D. Whereas the [plaintiffs] are, in equal shares, 50% beneficiaries of the estate of the deceased, as the survivors of the deceased, pursuant to the terms of the [2005 will]; and
E.Whereas the [plaintiffs] have foreshadowed bringing a claim under Part IV of the Administration and Probate Act 1958; and
…
G.Whereas the parties hereto desire to resolve the various disputes between them[.]
The body of the terms of settlement is as follows:[3]
[3]Ibid.
1. The parties hereto consent to a grant of representation being made to the [defendant] in respect of the informal will and to facilitate removal of the caveat.
2.Within six months and one week of the making of that grant of representation in respect of the informal will the [defendant], as executor of the estate of the deceased, will pay out of the estate of the deceased to the three defendants the sum of $210,000 (‘the new bequest’)[.] There will be an interim distribution, being part of the new bequest, of $100,000 made to the three [plaintiffs] approximately thirty days after the grant of representation.
…
4.Payment of the new bequest is inclusive of the [plaintiffs’] costs of and incidental to this proceeding.
5.These terms are entered in full satisfaction of any claim the [plaintiffs] may have against the Estate of the Deceased and the [defendant] arising out of:
(a)any claim they had, may now have, or in the future may have under the provision of Part IV of the Administration and Probate Act 1958; and
(b)otherwise against the estate of the deceased, or to participate in the distribution of the estate of the deceased, or in any other way whatsoever.
6. Upon payment of the new bequest in full:
(a) the [plaintiffs] will thereupon release and for ever discharge the [defendant] (both in his representative capacit and in his own personal capacity) from all claims, suits, demands and claims for costs arising out of or in relation to the matters subject of this proceeding and in relation to the claims the [plaintiffs] may have against the [defendant] referred to in paragraph 5 hereof.
(b) the [defendant] (both in his representative capacity and in his own personal capacity) will thereupon release the [plaintiffs] from all claims, suits, demands and claims for costs which he or the estate now has or may hereafter have arising out of or in relation to the matters the subject of this proceeding and in relation to the claims the [plaintiffs] may have against the [defendant] referred to in paragraph 5 hereof.
…
8.The parties will together make all reasonable endeavours to obtain a grant of representation of the informal will as soon as possible.
Legal principles
The principles that apply to the terms of settlement are the same as those that apply to other commercial contracts.
A term provides for a contingency if it makes the formation of a contract or the obligation to perform an existing contract dependent on the occurrence, or non-occurrence, of a particular event.

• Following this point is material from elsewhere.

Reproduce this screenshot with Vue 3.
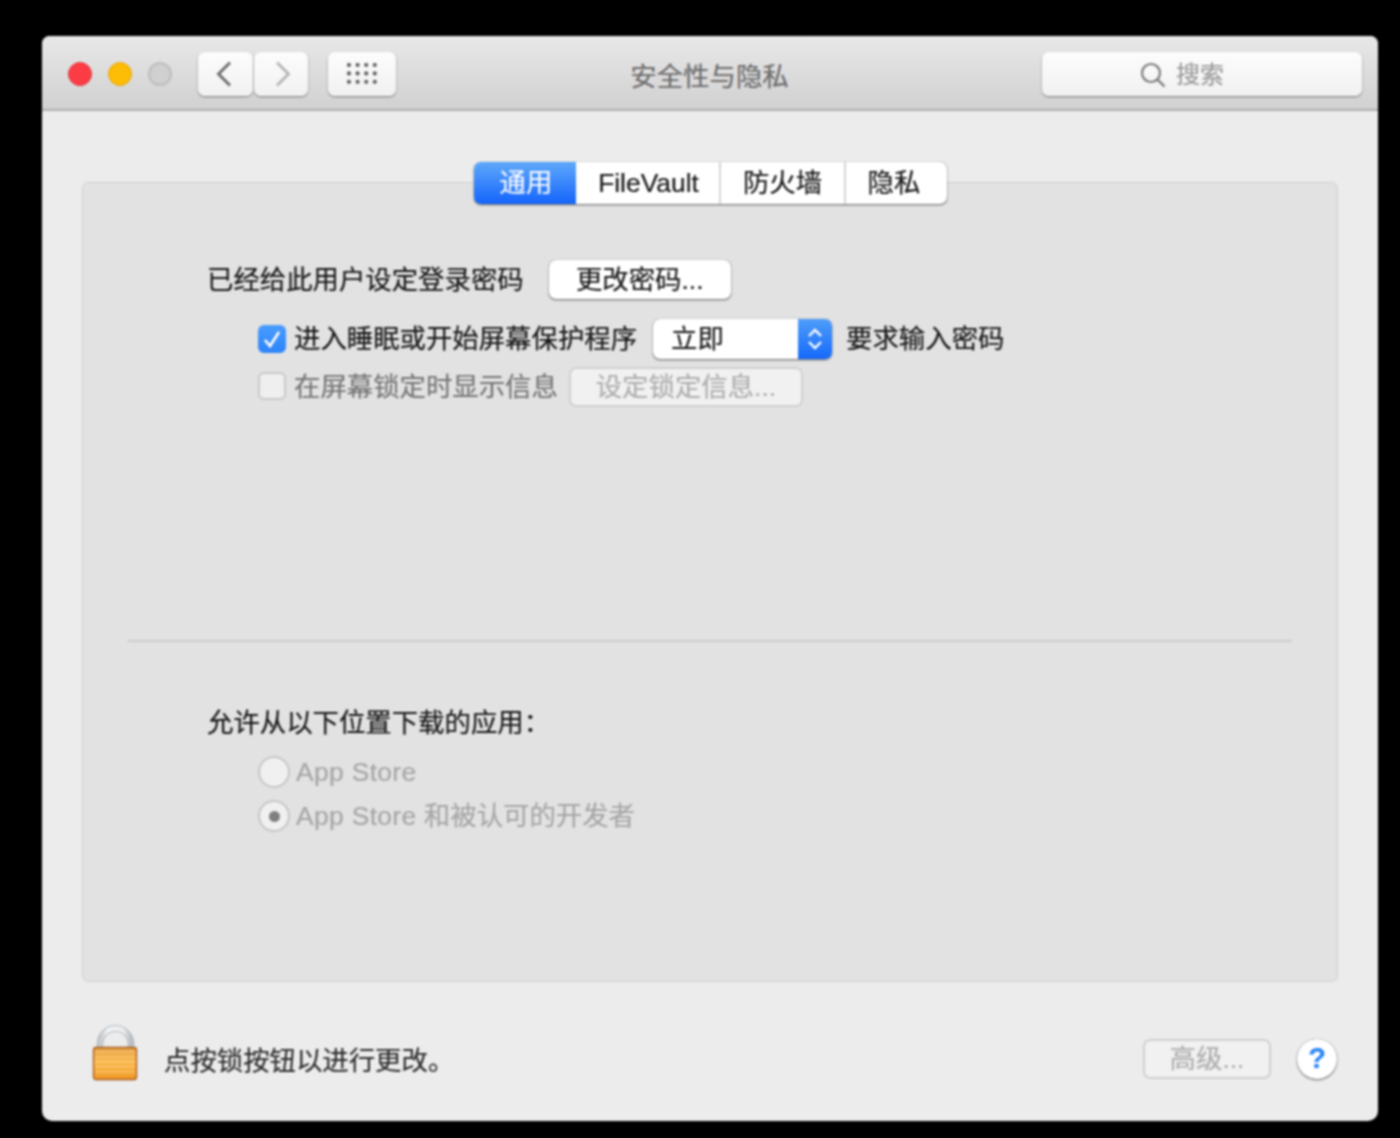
<script setup>
const tabs = [
  { label: '通用', width: 102, active: true, cls: 'nudge-right' },
  { label: 'FileVault', width: 145, cls: 'nudge-right' },
  { label: '防火墙', width: 125 },
  { label: '隐私', width: 101, cls: 'nudge-left' }
]
const dots = Array.from({ length: 12 }, (_, i) => ({ cx: 2 + (i % 4) * 8.6, cy: 2 + Math.floor(i / 4) * 8.4 }))
const stripes = [1051, 1056, 1061, 1066, 1071]
</script>

<template>
  <div class="window">
    <header class="titlebar">
      <div class="bar-left">
        <div class="lights">
          <span class="light red"></span>
          <span class="light yellow"></span>
          <span class="light grey"></span>
        </div>
        <div class="nav">
          <button class="tool nav-btn back">
            <svg width="16" height="26" viewBox="0 0 16 26"><path d="M14 1.5 2.5 13 14 24.5" fill="none" stroke="#6a6a6a" stroke-width="2.8" /></svg>
          </button>
          <button class="tool nav-btn next">
            <svg width="16" height="26" viewBox="0 0 16 26"><path d="M2 1.5 13.5 13 2 24.5" fill="none" stroke="#b5b5b5" stroke-width="2.8" /></svg>
          </button>
        </div>
        <button class="tool grid-btn">
          <svg width="30" height="21" viewBox="0 0 30 21"><circle v-for="(d, i) in dots" :key="i" :cx="d.cx" :cy="d.cy" r="2.1" fill="#5f5f5f" /></svg>
        </button>
      </div>
      <h1 class="title">安全性与隐私</h1>
      <div class="bar-right">
        <div class="tool search">
          <svg width="26" height="26" viewBox="0 0 26 26"><circle cx="11" cy="11" r="9" fill="none" stroke="#7b7b7b" stroke-width="2.2" /><path d="m17.5 17.5 7 7" stroke="#7b7b7b" stroke-width="2.4" /></svg>
          <span>搜索</span>
        </div>
      </div>
    </header>

    <main class="body">
      <nav class="tabs">
        <div
          v-for="t in tabs"
          :key="t.label"
          class="tab"
          :class="[{ active: t.active }, t.cls]"
          :style="{ width: t.width + 'px' }"
        >{{ t.label }}</div>
      </nav>

      <section class="panel">
        <div class="upper">
          <div class="row row-password">
            <span class="label">已经给此用户设定登录密码</span>
            <button class="btn change">更改密码...</button>
          </div>
          <div class="row row-sleep">
            <span class="check on">
              <svg width="20" height="20" viewBox="0 0 20 20"><path d="m3 11 5 6 9-14" fill="none" stroke="#fff" stroke-width="2.6" /></svg>
            </span>
            <span class="label">进入睡眠或开始屏幕保护程序</span>
            <div class="select">
              <span class="select-value">立即</span>
              <span class="select-arrows">
                <svg width="16" height="24" viewBox="0 0 16 24"><path d="m2 9 6-6 6 6M2 15l6 6 6-6" fill="none" stroke="#fff" stroke-width="2.4" /></svg>
              </span>
            </div>
            <span class="label">要求输入密码</span>
          </div>
          <div class="row row-lock">
            <span class="check"></span>
            <span class="label dim">在屏幕锁定时显示信息</span>
            <button class="btn disabled set-lock">设定锁定信息...</button>
          </div>
        </div>

        <hr class="divider" />

        <div class="lower">
          <p class="label allow">允许从以下位置下载的应用：</p>
          <div class="radio-row">
            <span class="radio"></span>
            <span class="label faint"><span class="latin">App Store</span></span>
          </div>
          <div class="radio-row">
            <span class="radio selected"><i></i></span>
            <span class="label faint"><span class="latin">App Store</span> 和被认可的开发者</span>
          </div>
        </div>
      </section>

      <footer class="footer">
        <svg class="lock" width="46" height="58" viewBox="0 1024 46 58">
          <defs>
            <linearGradient id="shackle" x1="0" x2="1" y1="0" y2="0">
              <stop offset="0" stop-color="#c4c8cc" />
              <stop offset=".25" stop-color="#f0f3f5" />
              <stop offset=".75" stop-color="#eceff1" />
              <stop offset="1" stop-color="#b9bdc1" />
            </linearGradient>
            <linearGradient id="body" x1="0" x2="0" y1="0" y2="1">
              <stop offset="0" stop-color="#e5a045" />
              <stop offset=".45" stop-color="#fab84e" />
              <stop offset="1" stop-color="#f09a28" />
            </linearGradient>
          </defs>
          <path d="M8 1049v-5a15.5 15.5 0 0 1 31 0v5" fill="none" stroke="#a9adb1" stroke-width="6.5" />
          <path d="M8 1049v-5a15.5 15.5 0 0 1 31 0v5" fill="none" stroke="url(#shackle)" stroke-width="5" />
          <rect x="1.5" y="1047.5" width="43" height="32" rx="2.5" fill="url(#body)" stroke="#a8581c" stroke-width="1.3" />
          <rect v-for="s in stripes" :key="s" x="3" :y="s" width="40" height="1.6" fill="#fdd58a" opacity=".55" />
        </svg>
        <span class="label hint">点按锁按钮以进行更改。</span>
        <button class="btn disabled advanced">高级...</button>
        <button class="help">?</button>
      </footer>
    </main>
  </div>
</template>

<style scoped>
.window {
  width: 1336px;
  height: 1085px;
  margin-left: 42px;
  background: #ececec;
  border-radius: 8px 8px 10px 10px;
  display: flex;
  flex-direction: column;
  overflow: hidden;
  font-family: "Liberation Sans", "Noto Sans CJK SC", sans-serif;
  font-size: 26.4px;
  line-height: 32px;
  color: #161616;
  -webkit-text-stroke: .2px;
  filter: blur(0.8px);
}
.titlebar {
  height: 75px;
  flex: none;
  box-sizing: border-box;
  display: grid;
  grid-template-columns: 1fr auto 1fr;
  align-items: center;
  padding: 2px 16px 0 26px;
  background: linear-gradient(#e9e8e9, #d2d1d2);
  border-bottom: 2px solid #b0afb0;
}
.bar-left { display: flex; align-items: center; }
.bar-right { display: flex; justify-content: flex-end; }
.lights { display: flex; gap: 16px; width: 130px; }
.light { width: 24px; height: 24px; border-radius: 50%; box-sizing: border-box; }
.red { background: #fc3c44; border: 1px solid #e2353f; }
.yellow { background: #fdbc06; border: 1px solid #e5a811; }
.grey { background: #d0d0d0; border: 2px solid #bdbdbd; }
.tool {
  height: 44px;
  box-sizing: border-box;
  border: 0;
  padding: 0;
  border-radius: 7px;
  background: linear-gradient(#fdfdfd, #f1f1f1);
  box-shadow: 0 1px 2px rgba(0, 0, 0, .45);
  display: flex;
  align-items: center;
  justify-content: center;
}
.nav { display: flex; }
.nav-btn { width: 55px; }
.nav-btn.back { padding-right: 4px; }
.nav-btn.next { margin-left: 1px; width: 54px; padding-left: 4px; }
.grid-btn { width: 68px; margin-left: 20px; }
.title {
  margin: 0 11px 0 0;
  padding-top: 6px;
  font-size: 26.4px;
  font-weight: 400;
  color: #6b6b6b;
}
.search {
  width: 320px;
  gap: 10px;
  font-size: 24px;
  color: #999;
  padding: 2px 40px 0 0;
}
.body {
  flex: 1;
  padding: 51px 40px 0;
  display: flex;
  flex-direction: column;
  min-height: 0;
}
.tabs {
  position: relative;
  z-index: 1;
  align-self: flex-start;
  margin: 0 0 -22px 392px;
  display: flex;
  height: 42px;
  background: #fff;
  border-radius: 7px;
  box-shadow: 0 1px 2px rgba(0, 0, 0, .55), 0 0 1px rgba(0, 0, 0, .5);
  overflow: hidden;
}
.tab {
  display: flex;
  align-items: center;
  justify-content: center;
  box-sizing: border-box;
  color: #161616;
  border-right: 2px solid #d6d6d6;
}
.tab:last-child { border-right: 0; }
.nudge-right { padding-left: 2px; }
.nudge-left { padding-right: 5px; }
.tab.active {
  color: #f7faff;
  border-right: 0;
  background: linear-gradient(#5fa8fb, #1464fb);
}
.panel {
  height: 800px;
  box-sizing: border-box;
  flex: none;
  background: #e2e2e2;
  border: 1px solid #d0d0d0;
  border-radius: 6px;
  padding-top: 77px;
}
.upper { padding-left: 124px; height: 380px; box-sizing: border-box; }
.row { display: flex; align-items: center; }
.row-password { height: 40px; gap: 25px; }
.row-sleep { height: 40px; margin: 19px 0 0 51px; }
.row-lock { height: 40px; margin: 8px 0 0 51px; }
.row-lock .check { margin-bottom: 3px; }
.label { white-space: nowrap; }
.dim { color: #757575; }
.faint { color: #a6a6a6; }
.latin { letter-spacing: .35px; }
.check {
  width: 28px;
  height: 28px;
  margin-right: 8px;
  box-sizing: border-box;
  border-radius: 6px;
  background: #efefef;
  border: 2px solid #c9c9c9;
  display: flex;
  align-items: center;
  justify-content: center;
}
.check.on { background: linear-gradient(#4a9cfd, #2d84fb); border: 0; }
.btn {
  box-sizing: border-box;
  height: 40px;
  padding: 0;
  border: 0;
  border-radius: 7px;
  background: #fff;
  font: inherit;
  color: #161616;
  box-shadow: 0 1px 2px rgba(0, 0, 0, .55), 0 0 1px rgba(0, 0, 0, .5);
}
.btn.disabled {
  background: #f1f1f1;
  color: #adadad;
  box-shadow: 0 0 0 2px #cfcfcf inset;
}
.change { width: 182px; height: 39px; margin-bottom: 1px; }
.set-lock { width: 234px; margin-left: 11px; }
.select {
  width: 179px;
  height: 40px;
  margin: 0 14px 0 16px;
  display: flex;
  background: #fff;
  border-radius: 7px;
  overflow: hidden;
  box-shadow: 0 1px 2px rgba(0, 0, 0, .55), 0 0 1px rgba(0, 0, 0, .5);
}
.select-value { flex: 1; padding-left: 18px; line-height: 40px; }
.select-arrows {
  width: 34px;
  display: flex;
  align-items: center;
  justify-content: center;
  background: linear-gradient(#4f9dfa, #1569fb);
}
.divider {
  margin: 0 45px;
  height: 2px;
  border: 0;
  background: #cbcbcb;
}
.lower { padding-left: 124px; }
.allow { margin: 65px 0 0; height: 32px; }
.radio-row {
  display: flex;
  align-items: center;
  gap: 6px;
  height: 32px;
  margin-left: 51px;
}
.allow + .radio-row { margin-top: 17px; }
.radio-row + .radio-row { margin-top: 12px; }
.radio {
  width: 32px;
  height: 32px;
  box-sizing: border-box;
  border-radius: 50%;
  background: #f0f0f0;
  border: 2px solid #c6c6c6;
  display: flex;
  align-items: center;
  justify-content: center;
}
.radio i { width: 11px; height: 11px; border-radius: 50%; background: #7f7f7f; }
.footer {
  display: flex;
  align-items: center;
  padding-top: 50px;
  height: 55px;
}
.lock { margin: -14px 0 0 10px; flex: none; }
.hint { margin: 2px 0 0 26px; color: #2c2c2c; }
.advanced { width: 128px; margin: 0 0 2px auto; }
.help {
  width: 40px;
  height: 40px;
  margin: 0 1px 2px 26px;
  padding: 0;
  border: 0;
  border-radius: 50%;
  background: #fff;
  color: #2a84f8;
  font: 700 29px "Liberation Sans", sans-serif;
  box-shadow: 0 1px 2px rgba(0, 0, 0, .55), 0 0 1px rgba(0, 0, 0, .5);
}
</style>

<style>
html, body { background: #000; }
#app { padding-top: 36px; height: 1138px; box-sizing: border-box; overflow: hidden; }
</style>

If the formation of a contract or the obligation to perform is dependent on the occurrence of the event, its occurrence is a condition precedent. In Perri v Coolangatta Investments Pty Ltd (‘Perri’),[4] Mason J explained:
There is an obvious difference between the condition which is precedent to the formation or existence of a contract and the condition which is precedent to the obligation of a party to perform his part of the contract and is subsequent in the sense that it entitles the party to terminate the contract on non-fulfilment. In the first category the transaction creates no rights enforceable by the parties unless and until the condition is fulfilled. In the second category there is a binding contract which creates rights capable of enforcement, though the obligation of a party, or perhaps of both parties, to perform depends on fulfilment of the condition and non-fulfilment entitles him to terminate.[5]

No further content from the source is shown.